Why Haven’t Global Markets Reduced Inequality?

An alternative theory to comparative advantage

In the public lecture “Why Haven’t Global Markets Reduced Inequality?” Eric Maskin, Albert O. Hirschman Professor in the School of Social Science, asks: Why does inequality persist between rich and poor in developing countries? The theory of comparative advantage predicts that globalization should cause inequality in emerging economies to fall. However, this has not been true of the current globalization (even though the prediction held up well for previous such episodes), contradicting the theory of comparative advantage. An article about his lecture appears below.


Globalization has come with many promises, said Eric Maskin, Albert O. Hirschman Professor in the School of Social Science in his October 27 lecture “Why Haven’t Global Markets Reduced Inequality?” including the assurance that it would bring prosperity and growth to poor countries. “On this count I think it’s fair to say that there’s been some success—in the cases of China and India, quite spectacular success,” said Maskin. “But another promise often made on behalf of globalization is that it will reduce the gap between the rich and poor, the haves and the have-nots in developing countries. Here I don’t think globalization has delivered what was promised.”

According to Maskin, the persistent inequality between rich and poor in developing countries in the face of globalization is surprising because it contradicts the theory of comparative advantage, which originated more than two hundred years ago with the British economist David Ricardo and which Maskin described as “the most secure theory we have in economics for explaining international trade patterns.”

The theory of comparative advantage (the twentieth-century formulation is known as the Heckscher-Ohlin model) has “explained many historical trade patterns very well,” Maskin said, but it also “predicts quite unambiguously that free trade should reduce inequality in poor countries.” While the theory proved accurate when trade between the United States and Europe took off toward the end of the nineteenth century (inequality fell in Europe, which had a relative abundance of low-skill labor compared to the United State’s higher proportion of high-skill workers), the theory “is clearly inadequate for explaining the patterns of globalization we face today,” Maskin said.

The theory of comparative advantage also predicts that the bigger the difference in the skill-ratio—the number of low-skill workers per high-skill workers—between two countries, the more trade will occur between those countries. Yet Maskin observes, “The very poorest countries of the world have been almost entirely left out of globalization.”

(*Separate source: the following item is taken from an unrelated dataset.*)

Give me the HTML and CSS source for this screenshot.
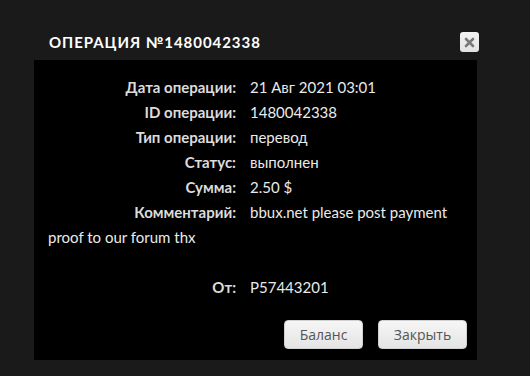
FILE: index.html
```html
<!DOCTYPE html>
<html lang="ru">
<head>
<meta charset="utf-8">
<link rel="stylesheet" href="styles.css">
</head>
<body>
<div class="dialog">
  <div class="titlebar">
    <span class="title">ОПЕРАЦИЯ №1480042338</span>
    <span class="close"><svg width="11" height="11" viewBox="0 0 11 11"><path d="M2 2 L9 9 M9 2 L2 9" stroke="#7a7a7a" stroke-width="2.6" stroke-linecap="round"/></svg></span>
  </div>
  <div class="content">
    <div class="info">
      <div class="row"><span class="label">Дата операции:</span><span class="value">21 Авг 2021 03:01</span></div>
      <div class="row"><span class="label">ID операции:</span><span class="value">1480042338</span></div>
      <div class="row"><span class="label">Тип операции:</span><span class="value">перевод</span></div>
      <div class="row"><span class="label">Статус:</span><span class="value">выполнен</span></div>
      <div class="row"><span class="label">Сумма:</span><span class="value">2.50 $</span></div>
      <div class="row"><span class="label">Комментарий:</span><span class="value">bbux.net please post payment</span> <span class="value">proof to our forum thx</span></div>
      <div class="row empty"></div>
      <div class="row"><span class="label">От:</span><span class="value">P57443201</span></div>
    </div>
    <div class="buttons">
      <button class="btn btn-balance">Баланс</button>
      <button class="btn btn-close">Закрыть</button>
    </div>
  </div>
</div>
</body>
</html>
```
FILE: styles.css
```css
html, body {
  margin: 0;
  padding: 0;
  background: #1a1a1a;
  height: 100%;
  overflow: hidden;
}
.dialog {
  margin-left: 34px;
  width: 443px;
  padding-top: 32px;
  font-family: "Lato", "Noto Sans", sans-serif;
}
.titlebar {
  height: 28px;
  display: flex;
  align-items: flex-start;
  justify-content: space-between;
  padding-left: 15px;
}
.title {
  color: #fff;
  font-weight: 700;
  font-size: 15px;
  letter-spacing: 0.95px;
  line-height: 20px;
}
.close {
  width: 19px;
  height: 20px;
  margin-right: -2px;
  background: linear-gradient(#f4f4f4, #e2e2e2);
  border-radius: 3px;
  display: flex;
  align-items: center;
  justify-content: center;
}
.content {
  background: #000;
  padding: 15px 10px 11px 14px;
}
.info {
  color: #e6e6e6;
  font-size: 15px;
  line-height: 25px;
}
.row {
  min-height: 25px;
}
.empty {
  height: 24px;
}
.label {
  display: inline-block;
  width: 188px;
  text-align: right;
  margin-right: 14px;
  color: #dcdcdc;
  font-weight: 700;
}
.value {
  color: #eaeaea;
}
.buttons {
  display: flex;
  justify-content: flex-end;
  gap: 15px;
  margin-top: 20px;
}
.btn {
  font-family: "Open Sans", "Noto Sans", sans-serif;
  font-size: 14px;
  color: #555;
  background: linear-gradient(#f6f6f6, #e4e4e4);
  border: 1px solid #d0d0d0;
  border-radius: 4px;
  height: 29px;
  padding: 0;
}
.btn-balance {
  width: 79px;
}
.btn-close {
  width: 89px;
}
```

To explain these conflicts with the standard theory, Maskin outlined an alternative theory he has been working on with Michael Kremer, Gates Professor of Developing Countries at Harvard University and Senior Fellow at the Brookings Institution. The motivation for Maskin and Kremer’s model is the observation that recent globalization has to a large extent meant the globalization of the production process. Their theory explores the implications of cross-border production, in which a single product can be manufactured out of components made and assembled in different countries, or designed in one country and manufactured in another.

A major reason behind the increase in inequality in poor countries, according to the theory, is the different effect globalization has on the job opportunities—the potential “matches”—of workers of different skills. The model implies that globalization will typically open up more options for moderately to highly skilled workers, while actually reducing options for workers with the lowest skills.

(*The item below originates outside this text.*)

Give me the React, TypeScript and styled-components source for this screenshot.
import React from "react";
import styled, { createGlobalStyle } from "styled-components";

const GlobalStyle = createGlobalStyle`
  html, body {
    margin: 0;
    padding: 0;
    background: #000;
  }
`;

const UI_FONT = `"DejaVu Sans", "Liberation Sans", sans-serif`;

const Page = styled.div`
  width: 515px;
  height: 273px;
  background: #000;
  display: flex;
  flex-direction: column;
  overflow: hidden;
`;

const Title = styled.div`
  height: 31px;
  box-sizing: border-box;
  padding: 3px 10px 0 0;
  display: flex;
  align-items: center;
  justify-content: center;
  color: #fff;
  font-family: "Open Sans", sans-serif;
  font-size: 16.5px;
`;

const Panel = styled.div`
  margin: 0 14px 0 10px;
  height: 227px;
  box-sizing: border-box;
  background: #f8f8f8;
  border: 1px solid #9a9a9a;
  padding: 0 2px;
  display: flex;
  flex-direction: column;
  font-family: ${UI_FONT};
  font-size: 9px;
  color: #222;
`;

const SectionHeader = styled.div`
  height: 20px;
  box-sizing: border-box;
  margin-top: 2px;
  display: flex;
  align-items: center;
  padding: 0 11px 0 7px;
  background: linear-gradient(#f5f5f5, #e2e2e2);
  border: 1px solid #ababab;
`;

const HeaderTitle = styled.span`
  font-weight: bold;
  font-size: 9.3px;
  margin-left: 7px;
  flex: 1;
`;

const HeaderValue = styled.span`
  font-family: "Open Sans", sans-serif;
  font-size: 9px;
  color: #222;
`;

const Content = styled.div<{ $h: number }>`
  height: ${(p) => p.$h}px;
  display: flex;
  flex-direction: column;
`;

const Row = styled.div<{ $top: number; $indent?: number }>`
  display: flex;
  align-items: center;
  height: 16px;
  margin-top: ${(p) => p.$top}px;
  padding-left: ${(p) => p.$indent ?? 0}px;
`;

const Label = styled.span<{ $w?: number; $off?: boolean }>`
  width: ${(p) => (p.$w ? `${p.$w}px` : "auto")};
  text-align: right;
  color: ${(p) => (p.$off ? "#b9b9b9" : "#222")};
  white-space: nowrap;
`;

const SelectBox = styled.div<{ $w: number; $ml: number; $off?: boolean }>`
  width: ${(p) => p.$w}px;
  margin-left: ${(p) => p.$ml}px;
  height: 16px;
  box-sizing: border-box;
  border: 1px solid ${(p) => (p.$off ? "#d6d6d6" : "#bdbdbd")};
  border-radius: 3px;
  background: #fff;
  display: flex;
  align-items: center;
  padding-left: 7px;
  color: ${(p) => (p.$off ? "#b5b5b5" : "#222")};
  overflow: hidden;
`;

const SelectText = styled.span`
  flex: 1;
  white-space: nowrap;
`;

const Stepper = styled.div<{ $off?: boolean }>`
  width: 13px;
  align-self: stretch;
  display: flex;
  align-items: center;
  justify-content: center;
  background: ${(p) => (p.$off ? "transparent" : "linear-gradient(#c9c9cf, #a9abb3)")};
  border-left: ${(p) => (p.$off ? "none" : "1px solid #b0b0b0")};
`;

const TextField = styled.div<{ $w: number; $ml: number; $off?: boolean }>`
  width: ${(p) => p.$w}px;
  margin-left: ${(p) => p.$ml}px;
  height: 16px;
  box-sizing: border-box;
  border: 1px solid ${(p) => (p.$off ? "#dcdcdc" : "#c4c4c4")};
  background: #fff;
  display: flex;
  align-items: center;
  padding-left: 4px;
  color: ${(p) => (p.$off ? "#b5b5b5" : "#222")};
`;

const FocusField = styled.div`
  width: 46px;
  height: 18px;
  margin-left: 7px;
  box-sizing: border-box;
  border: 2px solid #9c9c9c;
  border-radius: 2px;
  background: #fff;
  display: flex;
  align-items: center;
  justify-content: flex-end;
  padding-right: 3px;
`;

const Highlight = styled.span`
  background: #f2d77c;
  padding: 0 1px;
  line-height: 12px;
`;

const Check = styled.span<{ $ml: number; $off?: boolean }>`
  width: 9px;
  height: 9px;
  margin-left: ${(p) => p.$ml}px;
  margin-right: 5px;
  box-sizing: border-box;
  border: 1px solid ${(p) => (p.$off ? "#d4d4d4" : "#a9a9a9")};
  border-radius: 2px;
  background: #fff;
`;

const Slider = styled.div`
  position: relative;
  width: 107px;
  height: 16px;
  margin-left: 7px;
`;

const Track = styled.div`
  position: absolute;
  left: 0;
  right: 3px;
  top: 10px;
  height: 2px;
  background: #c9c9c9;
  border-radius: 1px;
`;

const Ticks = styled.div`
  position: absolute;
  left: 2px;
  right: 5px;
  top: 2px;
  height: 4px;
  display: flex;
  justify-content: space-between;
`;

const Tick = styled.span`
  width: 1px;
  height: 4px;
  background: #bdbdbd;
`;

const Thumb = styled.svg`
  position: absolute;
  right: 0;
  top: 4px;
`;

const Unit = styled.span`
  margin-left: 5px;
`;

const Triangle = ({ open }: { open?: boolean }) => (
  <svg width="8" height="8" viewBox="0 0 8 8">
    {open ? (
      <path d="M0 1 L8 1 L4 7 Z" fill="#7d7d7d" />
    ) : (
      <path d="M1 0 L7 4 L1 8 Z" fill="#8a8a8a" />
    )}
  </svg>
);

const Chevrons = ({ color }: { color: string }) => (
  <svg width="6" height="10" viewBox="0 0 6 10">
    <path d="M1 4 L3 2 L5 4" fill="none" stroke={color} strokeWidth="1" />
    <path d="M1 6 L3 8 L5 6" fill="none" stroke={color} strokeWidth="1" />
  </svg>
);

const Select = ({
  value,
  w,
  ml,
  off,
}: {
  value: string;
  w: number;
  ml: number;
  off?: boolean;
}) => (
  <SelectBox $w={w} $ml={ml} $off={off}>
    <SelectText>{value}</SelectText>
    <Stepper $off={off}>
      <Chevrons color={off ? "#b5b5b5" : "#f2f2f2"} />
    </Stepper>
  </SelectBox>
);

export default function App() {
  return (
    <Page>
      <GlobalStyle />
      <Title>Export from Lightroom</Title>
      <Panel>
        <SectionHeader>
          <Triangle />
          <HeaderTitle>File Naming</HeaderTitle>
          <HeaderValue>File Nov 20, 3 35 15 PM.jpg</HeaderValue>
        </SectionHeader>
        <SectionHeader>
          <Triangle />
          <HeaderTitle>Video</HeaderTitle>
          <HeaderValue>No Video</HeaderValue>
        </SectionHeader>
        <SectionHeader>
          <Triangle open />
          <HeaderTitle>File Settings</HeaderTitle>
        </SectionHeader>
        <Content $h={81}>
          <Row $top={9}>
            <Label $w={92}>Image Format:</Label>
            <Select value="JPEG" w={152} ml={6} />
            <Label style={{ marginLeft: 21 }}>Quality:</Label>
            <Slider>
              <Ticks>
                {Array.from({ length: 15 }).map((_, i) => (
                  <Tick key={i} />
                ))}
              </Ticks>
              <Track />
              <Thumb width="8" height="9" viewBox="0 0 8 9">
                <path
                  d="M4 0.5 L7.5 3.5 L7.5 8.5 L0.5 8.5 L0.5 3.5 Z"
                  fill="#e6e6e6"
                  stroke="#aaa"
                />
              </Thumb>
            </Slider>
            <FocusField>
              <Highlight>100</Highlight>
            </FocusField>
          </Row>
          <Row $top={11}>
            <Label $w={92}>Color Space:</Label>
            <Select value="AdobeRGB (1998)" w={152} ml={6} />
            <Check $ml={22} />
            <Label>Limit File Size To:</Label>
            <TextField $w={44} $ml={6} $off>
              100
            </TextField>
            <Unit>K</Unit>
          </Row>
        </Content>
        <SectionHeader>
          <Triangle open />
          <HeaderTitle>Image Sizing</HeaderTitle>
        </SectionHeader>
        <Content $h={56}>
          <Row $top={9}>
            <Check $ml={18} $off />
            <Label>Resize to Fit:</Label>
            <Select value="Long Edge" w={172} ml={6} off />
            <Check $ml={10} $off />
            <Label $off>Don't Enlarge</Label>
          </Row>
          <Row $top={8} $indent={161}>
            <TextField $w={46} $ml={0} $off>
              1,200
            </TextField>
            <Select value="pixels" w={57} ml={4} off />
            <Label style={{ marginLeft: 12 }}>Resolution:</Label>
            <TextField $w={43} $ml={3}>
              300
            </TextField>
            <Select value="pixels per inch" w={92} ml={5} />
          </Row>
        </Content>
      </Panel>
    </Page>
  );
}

The Maskin-Kremer theory also explains why the very poorest countries have been excluded from globalization: if the skills levels in a rich country are sufficiently different from those in a poor country, then international production efforts that employ workers from both countries will be rendered too inefficient to compete effectively in the global market.

“If the theory I have outlined is correct—and I should emphasize that it is one of several theories that are too new to have been thoroughly tested yet—then there is a clear implication for policy,” said Maskin. “The right response is not to try to stop globalization—it probably couldn’t be stopped even if we wanted it to be—but rather to invest in the training and education of the lowest-skill workers, the poorest people of the world, which will alllow them to share in the benefits of globalization.”——Kelly Devine Thomas, Editorial Director

Eric Maskin, Albert O. Hirschman Professor in the School of Social Science from 2000–11, received a Nobel Prize for laying the foundations of mechanism design theory. He also has made contributions to game theory, contract theory, social choice theory, political economy, and other areas of economics.